The theme of the Apology is Socrates’s questioning: it is the sense in which Socrates is a soldier of truth (28d-e). For the Delphic oracle, speaking for Apollo, has stationed him in seeking out the riddle of the saying that he is wisest (Socrates himself chooses to do so by questioning others reputed to be wise). Listen to his words:
"Wherever a man stations himself in belief that it is best, wherever he is stationed by his commander [Apollo, Socrates's daimon], there he must I think remain and run the risks, giving thought to neither death nor any other thing except disgrace. When the commanders you chose stationed me at Potidaea and Amphipolis and Delium, I there remained as others did, and ran the risk of death; but I should indeed have wrought a fearful thing, Gentlemen of Athens, if then, when the God stationed me, as I thought and believed, obliging me to live in the pursuit of wisdom, examining myself and others - if then, at that point through fear of death or any other thing, I left my post." (28d-29a)
In characterizing his wisdom as merely human wisdom – not puffing oneself up to be divine and out of hubris committing the frivolous murders of politicians, not thinking because one knows something (as artisans do) that one knows about other things, Socrates relies on the path of questioning - of experiments with truth - and conversation (22a-e).
"From this examination, Gentlemen of Athens, much enmity has risen against me, of a sort most harsh and heavy to endure, so that many slanders have arisen, and the name is put about that I am 'wise.' For on each occasion those present think I am wise in the things in which I test others. But very likely, Gentlemen, it is really the God who is wise, and by his Oracle means he means to say that 'human nature is a thing of little worth, or none.' It appears that he does not mean this fellow Socrates, but uses my name to offer an example, as if he were saying that 'he among you, Gentlemen, is wisest who, like Socrates, realizes that he is truly worth nothing in respect to wisdom.'
The Delphic oracle had told his friend Chaerophon, a democrat, that Socrates was wisest of them all. Socrates set out to test this saying by questioning those who seemed to be wiser. But he soon detected, that he himself was wiser only in this:
that they think they know and do not, whereas I neither know nor think I know.(21c-e)
"...I concluded that though he [a famous politician] seemed wise to many other men and most especially to himself, he was not. I tried to show him this; and thence I became hated, by him and by many who were present. But I left thinking to myself, 'I am wiser than that man. Probably neither of us knows anything worthwhile; but he thinks he does and does not, and I do not and do not think that I do. So it seems at any rate that I am wiser in this one small respect: I do not think I know what I do not."(21 c-d)
Gandhi’s view of truth – of experimenting with or striving for truth which goes beyond what one has known or experienced and which Gandhi identifies with God - is explicated by this passage in Socrates’s Apology.
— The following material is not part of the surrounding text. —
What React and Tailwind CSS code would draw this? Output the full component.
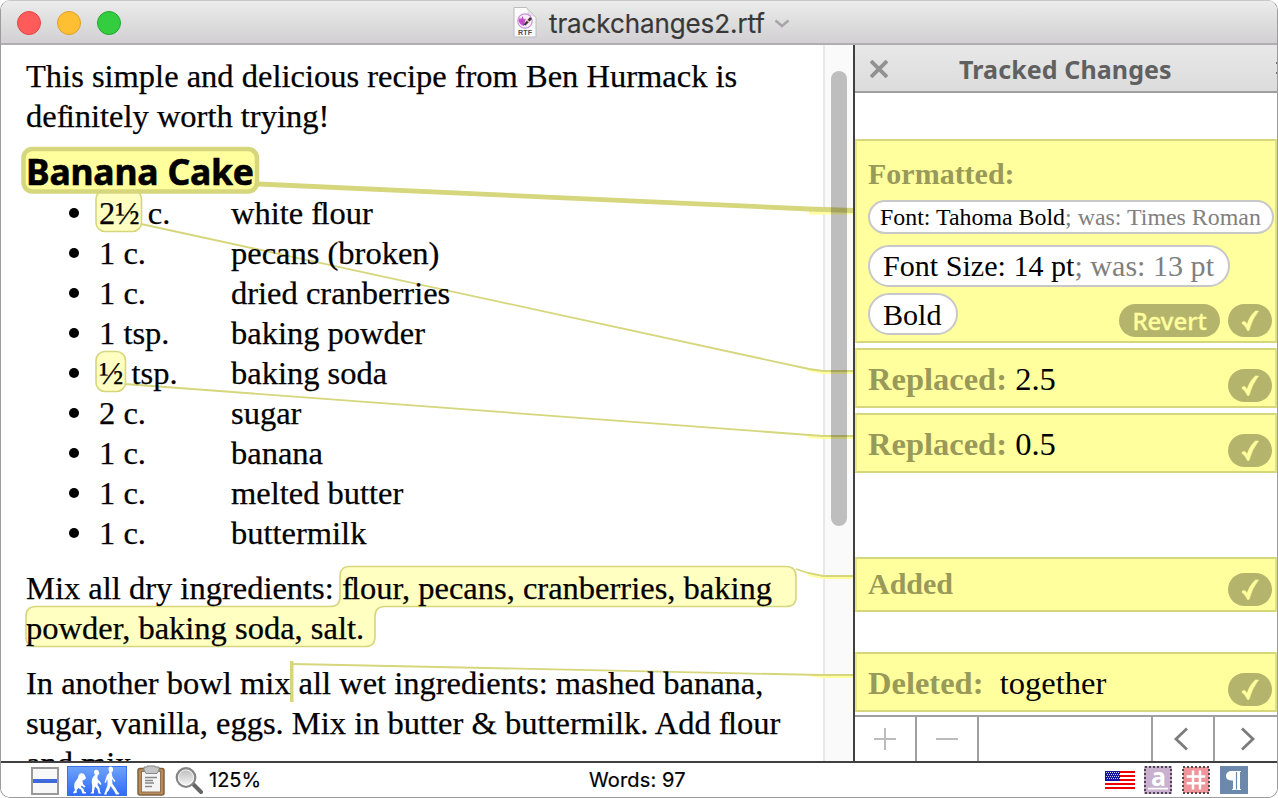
import React from "react";

// Tightens the f before an i or l, as a ligature does.
const F = () => <span className="tracking-[-1.8px]">f</span>;

const ingredients = [
  ["2½ c.", <>white <F />lour</>],
  ["1 c.", "pecans (broken)"],
  ["1 c.", "dried cranberries"],
  ["1 tsp.", "baking powder"],
  ["½ tsp.", "baking soda"],
  ["2 c.", "sugar"],
  ["1 c.", "banana"],
  ["1 c.", "melted butter"],
  ["1 c.", "buttermilk"],
];

function RtfIcon() {
  return (
    <svg width="24" height="32" viewBox="0 0 24 32" className="shrink-0">
      <path d="M1 1.500H13.500L23 11.500V31H1Z" fill="#fbfbfb" stroke="#bdbbbd" strokeWidth="1" />
      <path d="M13.500 1.500Q16 4.500 15 9.500Q20 8.500 23 11.500Z" fill="#e2e2e2" stroke="#c8c8c8" strokeWidth=".5" />
      <circle cx="12" cy="15" r="7.200" fill="#f8eef9" stroke="#cd8fd8" strokeWidth="1.200" />
      <path d="M5.500 14.500L7 11.500L8 13.500L9.500 10L11 13.500L13 12.500L11.500 17L11 20Q7 19 5.500 14.500Z" fill="#c44bca" />
      <path d="M10.500 18.500L17 11L19 13L12.500 19.500Z" fill="#3a3438" />
      <path d="M13.500 14L16.500 16" stroke="#e8c890" strokeWidth="1.500" />
      <text x="12.200" y="29.300" textAnchor="middle" className="fill-[#505050] font-['Liberation_Sans'] text-[7px] font-bold tracking-[0.2px]">RTF</text>
    </svg>
  );
}

function Highlights() {
  return (
    <svg width="852" height="716" viewBox="1 45 852 716" className="absolute top-0 left-0" fill="none">
      <g fill="#ffffc2" stroke="#d6d67c" strokeWidth="1.600">
        <rect x="96" y="190" width="45.500" height="41.500" rx="9" />
        <rect x="96" y="351.500" width="29.500" height="40" rx="9" />
        <path d="M349 566.500H786Q796 566.500 796 576.500V597Q796 606.500 786 606.500H385Q375 606.500 375 616.500V637Q375 646.500 365 646.500H36Q26 646.500 26 637V616.500Q26 606.500 36 606.500H330Q340 606.500 340 597V576.500Q340 566.500 349 566.500Z" />
      </g>
      <rect x="290" y="661" width="3.500" height="41" fill="#d6d67c" />
      <g stroke="#ffff9e" strokeWidth="2">
        <path d="M809 212.500H853" strokeWidth="4" />
        <path d="M808 370L823 373H853M808 437L823 438H853M808 575L823 578H853M808 675L823 677H853" />
      </g>
      <g stroke="#d6d67c" strokeWidth="1.800">
        <path d="M258 184L809 209L853 210.500" strokeWidth="4.800" />
        <path d="M141 224L809 369L823 371H853" />
        <path d="M125 384L809 435L823 436H853" />
        <path d="M796 569L808 573L823 576H853" />
        <path d="M293 664L823 675H853" />
      </g>
      <rect x="23.500" y="149" width="233.500" height="42.500" rx="9" fill="#ffff9e" stroke="#d6d67c" strokeWidth="4.500" />
    </svg>
  );
}

function Approve() {
  return (
    <span className="flex h-[33px] w-11 items-center justify-center rounded-full bg-[#b4b46c]">
      <svg width="18" height="22" viewBox="0 0 18 22">
        <path d="M1 12.500Q4 9.500 6 14.500Q9 5.500 14.500 1L17.500 1Q11 9 8 20.500H6.500Q4 15 1 13.500Z" fill="#ffff9e" stroke="#ffff9e" strokeWidth=".6" />
      </svg>
    </span>
  );
}

function Change({ label, value, className }) {
  return (
    <div className={"flex shrink-0 justify-between border-2 border-[#d6d67c] border-r-[#e0e084] border-l-[#e8e888] bg-[#ffff9e] pr-[3px] pl-[11px] " + className}>
      <div className="leading-[40px] whitespace-pre">
        <b className="text-[#999959]">{label}</b>
        {value}
      </div>
      <div className="flex items-end pb-1"><Approve /></div>
    </div>
  );
}

function TrackedChanges() {
  return (
    <aside className="flex w-[424px] shrink-0 flex-col border-l-2 border-[#404040] bg-white">
      <header className="flex h-12 shrink-0 items-center border-b-2 border-[#a0a0a0] bg-linear-to-b from-[#e8e8e8] to-[#dcdcdc] pl-[15px]">
        <svg width="18" height="18" viewBox="0 0 18 18" className="mt-0.5"><path d="M1 1L17 17M17 1L1 17" stroke="#929292" strokeWidth="3.800" /></svg>
        <h2 className="mt-[3px] ml-[71px] font-['Noto_Sans'] text-[25px] font-bold tracking-[0.1px] whitespace-nowrap text-[#606060]">Tracked Changes</h2>
        <div className="ml-auto h-3 w-px border-y-2 border-[#707070]" />
      </header>
      <div className="flex h-[622px] flex-col pt-[46px] font-['Liberation_Serif',serif]">
        <section className="h-[204px] shrink-0 border-2 border-[#d6d67c] border-r-[#e0e084] border-l-[#e8e888] bg-[#ffff9e] pt-[13px] pl-[11px]">
          <h3 className="text-[30px] leading-[40px] font-bold text-[#999959]">Formatted:</h3>
          <div className="mt-[6px] h-[34px] w-[406px] rounded-full border-2 border-[#c8c8c8] bg-white pl-[10px] text-[23.9px] leading-[31px] whitespace-nowrap">
            Font: Tahoma Bold<span className="text-[#808080]">; was: Times Roman</span>
          </div>
          <div className="mt-[11px] h-[42px] w-[362px] rounded-full border-2 border-[#c8c8c8] bg-white pl-[13px] text-[30.1px] leading-[38px] whitespace-nowrap">
            Font Size: 14 pt<span className="text-[#808080]">; was: 13 pt</span>
          </div>
          <div className="mt-[6px] flex pr-[3px]">
            <div className="h-[42px] w-[90px] rounded-full border-2 border-[#c8c8c8] bg-white pl-[13px] text-[30.1px] leading-[40px]">Bold</div>
            <div className="mt-[11px] mr-2 ml-auto h-[33px] w-[101px] rounded-full bg-[#b4b46c] text-center font-['Noto_Sans'] text-[24px] leading-[33px] font-medium text-[#ffff9e] [-webkit-text-stroke:0.4px]">Revert</div>
            <div className="mt-[11px]"><Approve /></div>
          </div>
        </section>
        <Change label="Replaced:" value=" 2.5" className="mt-[5px] h-[60px] pt-[9px] text-[32.5px]" />
        <Change label="Replaced:" value=" 0.5" className="mt-[5px] h-[60px] pt-[9px] text-[32.5px]" />
        <Change label="Added" value="" className="mt-[84px] h-[55px] pt-[5px] text-[30px]" />
        <Change label="Deleted:" value="  together" className="mt-10 h-[60px] pt-[9px] text-[32.5px]" />
      </div>
      <footer className="flex h-[46px] shrink-0 border-t-2 border-[#a0a0a0]">
        <div className="flex w-[62px] items-center justify-center border-r-2 border-[#a0a0a0]">
          <svg width="22" height="22" viewBox="0 0 22 22"><path d="M0 11H22M11 0V22" stroke="#bcbcbc" strokeWidth="2" /></svg>
        </div>
        <div className="flex w-[62px] items-center justify-center border-r-2 border-[#a0a0a0]">
          <svg width="22" height="22" viewBox="0 0 22 22"><path d="M0 11H22" stroke="#bcbcbc" strokeWidth="2" /></svg>
        </div>
        <div className="flex-1" />
        <div className="flex w-[62px] items-center justify-center border-l-2 border-[#a0a0a0] pr-1">
          <svg width="16" height="26" viewBox="0 0 16 26"><path d="M14 2.500L3 13L14 23.500" fill="none" stroke="#7c7c7c" strokeWidth="2.800" /></svg>
        </div>
        <div className="flex w-16 items-center justify-center border-l-2 border-[#a0a0a0] pl-[3px]">
          <svg width="16" height="26" viewBox="0 0 16 26"><path d="M2 2.500L13 13L2 23.500" fill="none" stroke="#7c7c7c" strokeWidth="2.800" /></svg>
        </div>
      </footer>
    </aside>
  );
}

function Evolution() {
  return (
    <svg width="60" height="30" viewBox="0 0 60 30" className="ml-2">
      <defs><linearGradient id="evo" x1="0" y1="0" x2="0" y2="1"><stop stopColor="#6fa4fb" /><stop offset="1" stopColor="#2f6bf6" /></linearGradient></defs>
      <rect x=".5" y=".5" width="59" height="29" fill="url(#evo)" stroke="#3c6fe8" />
      <g fill="#fff">
        <path d="M13 7.500Q16.500 6.500 18 9.500L19 12.500L17 14L15.500 14.500L16 18L18.500 20.500L17.500 21.500L14.500 19.500L14 21L16.500 23L17.500 26H19V27.500H15.500L14 23.500L11.500 22L9.500 24L10 26.500L7 27.500L6 26.500L8 24Q6 19 8.500 15.500Q10 13 11 12Q11 8.500 13 7.500Z" />
        <path d="M28 4Q31 3 32 6L32.300 8L30.500 9.500L30.500 13L33 15.500L34.500 18L33.500 19L31 16.500L30.500 19L32.500 22L33 26L34.500 27.500H31.500L30.500 23L28 20.500L27 24.500L27 27.500H23.500L25 25.500L25.200 19Q24 14 26 11L28 9Q26 6 28 4Z" />
        <path d="M42.500 .7Q45.500 0 46 2.500L46 5L44.500 6.500L45.500 11L48.500 15L47.500 16L45 13L45.500 18L48.500 22L51 26.500L52.500 27L51.500 28.500H49L46.500 24L43.500 20L42 24L39.500 27L40 28.500H37L38 26L40.500 19L40.500 13L38.500 17L37.500 16.500L40 9L42.500 6.500Q40.500 2 42.500 .7Z" />
      </g>
    </svg>
  );
}

function Clipboard() {
  return (
    <svg width="28" height="32" viewBox="0 0 28 32" className="ml-[10px]">
      <rect x="1" y="3.500" width="26" height="26.500" rx="2" fill="#b98b5b" stroke="#81603e" strokeWidth="1.500" />
      <rect x="4.500" y="6.500" width="19" height="20.500" fill="#f4f4f4" stroke="#8c7358" strokeWidth="1" />
      <path d="M7 2H10V1H18V2H22V5L20 8.500H9L7 5Z" fill="#c5c5c5" stroke="#888" strokeWidth="1" />
      <path d="M8 12.500H20M8 15.500H16M8 18H17M8 21.500H15" stroke="#888" strokeWidth="1.400" />
    </svg>
  );
}

function Magnifier() {
  return (
    <svg width="28" height="29" viewBox="0 0 28 29" className="ml-[10px]">
      <defs><linearGradient id="lens" x1="0" y1="0" x2="0" y2="1"><stop stopColor="#b8b8b8" /><stop offset="1" stopColor="#fafafa" /></linearGradient></defs>
      <path d="M17.500 17.500L26 26" stroke="#666" strokeWidth="4" strokeLinecap="round" />
      <circle cx="11" cy="11.500" r="9.300" fill="url(#lens)" stroke="#858585" strokeWidth="2.200" />
      <circle cx="11" cy="11.500" r="7.500" fill="none" stroke="#fff" strokeOpacity=".7" />
    </svg>
  );
}

function Flag() {
  return (
    <svg width="30" height="18" viewBox="0 0 30 18" shapeRendering="crispEdges">
      <rect width="30" height="18" fill="#fff" />
      <path d="M0 1H30M0 5H30M0 9H30M0 13H30M0 17H30" stroke="#ee0000" strokeWidth="2" />
      <rect width="15" height="10" fill="#1414a0" />
      <path d="M1 1.500H15M2 3.500H15M1 5.500H15M2 7.500H15" stroke="#ccccf0" strokeWidth="1" strokeDasharray="1 1" />
    </svg>
  );
}

function StatusBar() {
  return (
    <footer className="flex h-9 shrink-0 border-t-2 border-[#404040] bg-white font-['Inter'] text-black">
      <div className="flex w-[588px] items-center pt-px pl-[30px]">
        <svg width="28" height="28" viewBox="0 0 28 28">
          <rect x="1" y="1" width="26" height="26" fill="#f8f8f8" stroke="#999" strokeWidth="2" />
          <rect x="2" y="12" width="24" height="4" fill="#3f68d8" />
        </svg>
        <Evolution />
        <Clipboard />
        <Magnifier />
        <span className="mb-px ml-[6px] text-[20px] tracking-[0px] [-webkit-text-stroke:0.2px]">125%</span>
      </div>
      <span className="text-[20px] leading-[34px] tracking-[0.15px] whitespace-nowrap [-webkit-text-stroke:0.2px]">Words: 97</span>
      <div className="mr-[29px] ml-auto flex items-center">
        <Flag />
        <div className="ml-[9px] size-7 overflow-visible bg-[#c9b0cf]">
          <svg width="28" height="28" viewBox="0 0 28 28" className="overflow-visible">
            <rect x="1" y="1" width="26" height="26" stroke="#4c4450" fill="none" strokeWidth="2" strokeDasharray="2 2" />
            <text x="14.500" y="19.700" textAnchor="middle" className="fill-white font-['Noto_Sans'] text-[25px] font-bold">a</text>
            <path d="M4 22.700H24" stroke="#fff" strokeWidth="1.800" />
          </svg>
        </div>
        <svg width="28" height="28" viewBox="0 0 28 28" className="ml-[10px]">
          <rect x="1" y="1" width="26" height="26" fill="#f0959a" stroke="#54494c" strokeWidth="2" strokeDasharray="2 2" />
          <path d="M11 4.500V23.500M18 4.500V23.500M4.700 10.500H23.300M4.700 17.200H23.300" stroke="#fff" strokeWidth="2.500" />
        </svg>
        <svg width="28" height="28" viewBox="0 0 28 28" className="ml-[10px]">
          <rect width="28" height="28" fill="#6c88aa" />
          <path d="M21 5H12C8 5 6 7 6 10S8 14.500 13 14.500V23H12V24H21V23H20V6H21Z" fill="#fff" />
          <path d="M16.500 6V23.500" stroke="#6c88aa" strokeWidth="1.200" />
        </svg>
      </div>
    </footer>
  );
}

export default function App() {
  return (
    <div className="flex h-[798px] w-[1278px] flex-col overflow-hidden rounded-[10px] border border-[#9c9c9c] border-t-[#c8c6c8] bg-white">
      <header className="flex h-11 shrink-0 items-center border-b-2 border-[#b0aeb0] bg-linear-to-b from-[#ececec] to-[#d2d0d2]">
        <div className="flex w-[512px] gap-4 pt-px pl-4">
          <span className="size-6 rounded-full border border-[#e2453f] bg-[#ff5b5a]" />
          <span className="size-6 rounded-full border border-[#e09f24] bg-[#ffbf32]" />
          <span className="size-6 rounded-full border border-[#1fa82c] bg-[#34cd40]" />
        </div>
        <RtfIcon />
        <h1 className="mt-[3px] ml-3 font-['Inter'] text-[26px] tracking-[-0.1px] whitespace-nowrap text-[#383838] [-webkit-text-stroke:0.2px]">trackchanges2.rtf</h1>
        <svg width="16" height="10" viewBox="0 0 16 10" className="mt-[3px] ml-[9px]"><path d="M1.500 1.500L8 7L14.500 1.500" fill="none" stroke="#a8a6a8" strokeWidth="2.600" /></svg>
      </header>
      <div className="flex h-[716px] shrink-0">
        <main className="relative flex h-full w-[852px] overflow-hidden font-['Liberation_Serif',serif] text-[32.5px] leading-[40px] text-black">
          <div className="ml-auto w-[30px] border-l-2 border-[#e8e8e8] bg-[#fafafa]" />
          <Highlights />
          <article className="absolute inset-0 pt-[11px] pl-[25px] whitespace-nowrap [-webkit-text-stroke:0.25px]">
            <p>This simple and delicious recipe from Ben Hurmack is<br />de<F />initely worth trying!</p>
            <h2 className="h-[57px] pt-[15px] font-['Noto_Sans'] text-[35.5px] font-bold tracking-[-0.2px] [-webkit-text-stroke:0.6px]">Banana Cake</h2>
            <ul>
              {ingredients.map(([amount, name], i) => (
                <li key={i} className="flex h-10 items-center">
                  <span className="ml-[43px] size-[10px] rounded-full bg-black" />
                  <span className="ml-5 w-[132px]">{amount}</span>
                  <span>{name}</span>
                </li>
              ))}
            </ul>
            <p className="mt-[15px]">Mix all dry ingredients: <F />lour, pecans, cranberries, baking<br />powder, baking soda, salt.</p>
            <p className="mt-[15px]">In another bowl mix all wet ingredients: mashed banana,<br />sugar, vanilla, eggs. Mix in butter &amp; buttermilk. Add <F />lour<br />and mix.</p>
          </article>
          <div className="absolute top-[26px] left-[830px] h-[455px] w-4 rounded-full bg-black/24" />
        </main>
        <TrackedChanges />
      </div>
      <StatusBar />
    </div>
  );
}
In the Apology, Socrates says that he lives in poverty because of his service to the God...(23c)
Note that Gandhi was raised a Hindu – and maintains the vegetarianism of the Vaishnava - but that he is not one religiously (he recognizes in the Autobiography that many traditions get aspects of the truth). If one had to say, in argument, what Gandhi thought about these matters, his translation of the Apology and words about it would give one a direction…
No other explication is as deep or pointed.
About the truth to which he cleaved, Gandhi follows the example and words of Socrates.***
*Gandhi invokes Mirabai at p. 141 of his Autobiography: "'The Lord has bound me . With the cotton-thread of love, I am His bondslave,' sang Mirabai. And for me, too, the cotton-thread of love that bound me to the community was too strong to break. The voice of the people is the voice of God, and here the voice of friends was too real to be rejected."
**Upon reading the Apology in the beauty of the original Greek, I.F. Stone, who had stopped writing his brilliant Weekly because of a heart attack, said the last lines gave him chest pain. He had not known of Gandhi’s response; he might have reconsidered some of his thinking about Socrates had he realized this alternative way of looking at the latter's experience – ironically, a questioner’s or dissident’s way, a way nearer Stone's own than what he offers in The Trial of Socrates. But Stone's response to these lines is deep – see here, here, here, and here.
***As is Martin Luther King in his jail cell in Birmingham. See here.